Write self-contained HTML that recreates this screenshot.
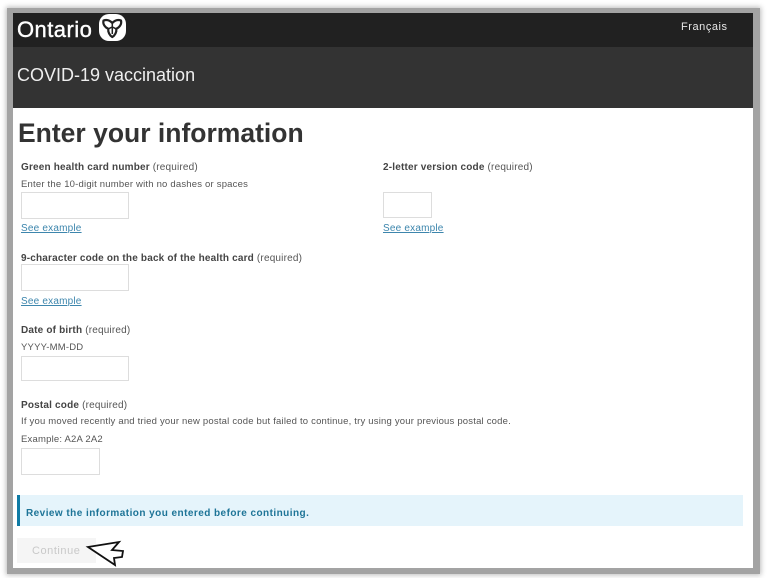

...

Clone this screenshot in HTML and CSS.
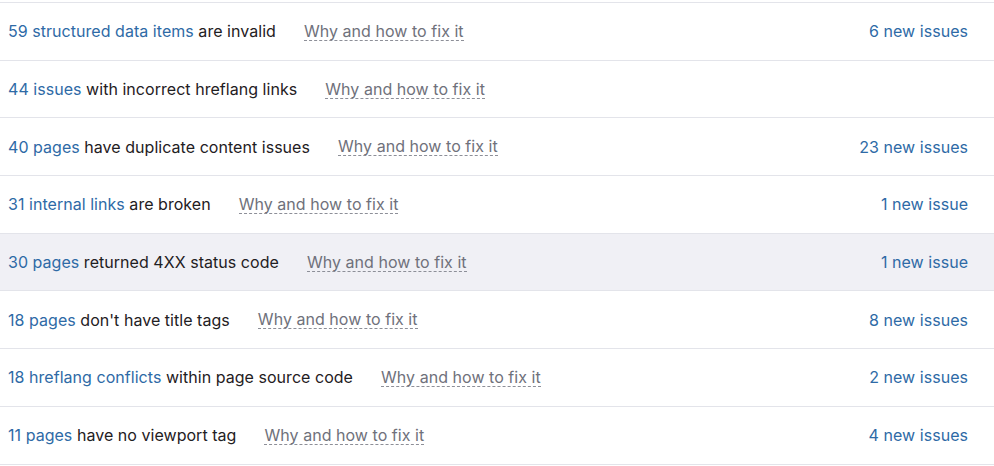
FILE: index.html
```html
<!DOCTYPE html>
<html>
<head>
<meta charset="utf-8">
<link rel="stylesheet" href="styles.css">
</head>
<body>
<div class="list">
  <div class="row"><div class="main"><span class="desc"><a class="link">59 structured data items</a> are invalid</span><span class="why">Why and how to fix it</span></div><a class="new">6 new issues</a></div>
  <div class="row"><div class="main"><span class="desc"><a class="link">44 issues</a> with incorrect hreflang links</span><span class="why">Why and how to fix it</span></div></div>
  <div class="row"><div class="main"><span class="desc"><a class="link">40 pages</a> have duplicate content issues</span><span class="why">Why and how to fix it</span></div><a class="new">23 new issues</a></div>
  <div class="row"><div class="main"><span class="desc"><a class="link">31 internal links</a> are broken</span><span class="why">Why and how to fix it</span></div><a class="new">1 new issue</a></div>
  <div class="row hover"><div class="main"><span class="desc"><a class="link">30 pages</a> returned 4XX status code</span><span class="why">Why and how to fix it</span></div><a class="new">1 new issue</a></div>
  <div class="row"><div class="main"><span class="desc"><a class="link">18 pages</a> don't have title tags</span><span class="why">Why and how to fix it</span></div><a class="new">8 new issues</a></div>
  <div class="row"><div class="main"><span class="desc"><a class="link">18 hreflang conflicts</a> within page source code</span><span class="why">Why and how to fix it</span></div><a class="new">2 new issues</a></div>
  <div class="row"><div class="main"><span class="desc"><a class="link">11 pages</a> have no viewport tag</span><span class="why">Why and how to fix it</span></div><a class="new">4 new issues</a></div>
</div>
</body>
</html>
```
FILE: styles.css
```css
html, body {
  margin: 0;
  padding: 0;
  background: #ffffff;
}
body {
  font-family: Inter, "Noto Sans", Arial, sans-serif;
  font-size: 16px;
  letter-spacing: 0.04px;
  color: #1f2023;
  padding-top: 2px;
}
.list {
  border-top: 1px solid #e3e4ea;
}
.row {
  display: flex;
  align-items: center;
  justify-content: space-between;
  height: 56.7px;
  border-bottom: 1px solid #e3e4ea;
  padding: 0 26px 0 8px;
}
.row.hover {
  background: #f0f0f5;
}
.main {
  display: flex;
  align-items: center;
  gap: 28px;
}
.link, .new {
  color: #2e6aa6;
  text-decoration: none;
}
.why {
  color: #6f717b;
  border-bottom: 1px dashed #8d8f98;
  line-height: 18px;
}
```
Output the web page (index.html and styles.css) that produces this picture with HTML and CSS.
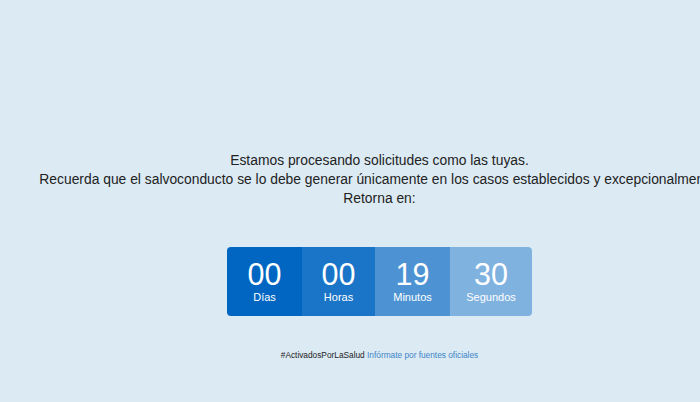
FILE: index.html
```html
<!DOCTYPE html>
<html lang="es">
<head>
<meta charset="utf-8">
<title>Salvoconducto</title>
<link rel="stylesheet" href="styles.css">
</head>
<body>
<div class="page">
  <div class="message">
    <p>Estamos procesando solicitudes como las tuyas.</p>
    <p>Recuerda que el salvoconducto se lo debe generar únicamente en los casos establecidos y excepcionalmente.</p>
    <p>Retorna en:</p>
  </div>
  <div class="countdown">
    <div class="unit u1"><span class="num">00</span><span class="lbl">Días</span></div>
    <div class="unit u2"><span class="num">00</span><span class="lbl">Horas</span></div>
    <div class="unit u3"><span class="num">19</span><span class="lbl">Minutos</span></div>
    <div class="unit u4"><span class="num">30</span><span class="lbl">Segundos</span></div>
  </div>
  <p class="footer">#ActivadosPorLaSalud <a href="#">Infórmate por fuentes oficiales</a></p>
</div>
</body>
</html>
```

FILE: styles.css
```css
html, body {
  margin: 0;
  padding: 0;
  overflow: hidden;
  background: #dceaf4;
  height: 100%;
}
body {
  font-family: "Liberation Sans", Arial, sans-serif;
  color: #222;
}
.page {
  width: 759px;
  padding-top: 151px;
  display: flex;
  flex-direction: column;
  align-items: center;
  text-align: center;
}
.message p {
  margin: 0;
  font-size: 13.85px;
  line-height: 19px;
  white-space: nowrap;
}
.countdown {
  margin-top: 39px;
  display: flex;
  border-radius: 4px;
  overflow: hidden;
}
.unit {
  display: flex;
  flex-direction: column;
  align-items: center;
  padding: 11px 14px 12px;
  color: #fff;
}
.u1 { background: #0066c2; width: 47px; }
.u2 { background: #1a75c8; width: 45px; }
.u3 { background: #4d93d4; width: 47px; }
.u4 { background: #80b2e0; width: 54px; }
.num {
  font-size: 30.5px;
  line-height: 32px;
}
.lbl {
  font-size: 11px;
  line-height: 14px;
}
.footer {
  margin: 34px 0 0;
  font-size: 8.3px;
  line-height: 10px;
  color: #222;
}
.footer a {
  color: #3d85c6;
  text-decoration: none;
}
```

WRITTEN PROBLEM:
Find the string "this" in the listing and return every line that holds it.

RESPONSE BELOW:
Write self-contained HTML that recreates this screenshot.
Clone this screenshot in HTML and CSS.
Output the web page (index.html and styles.css) that produces this picture with HTML and CSS.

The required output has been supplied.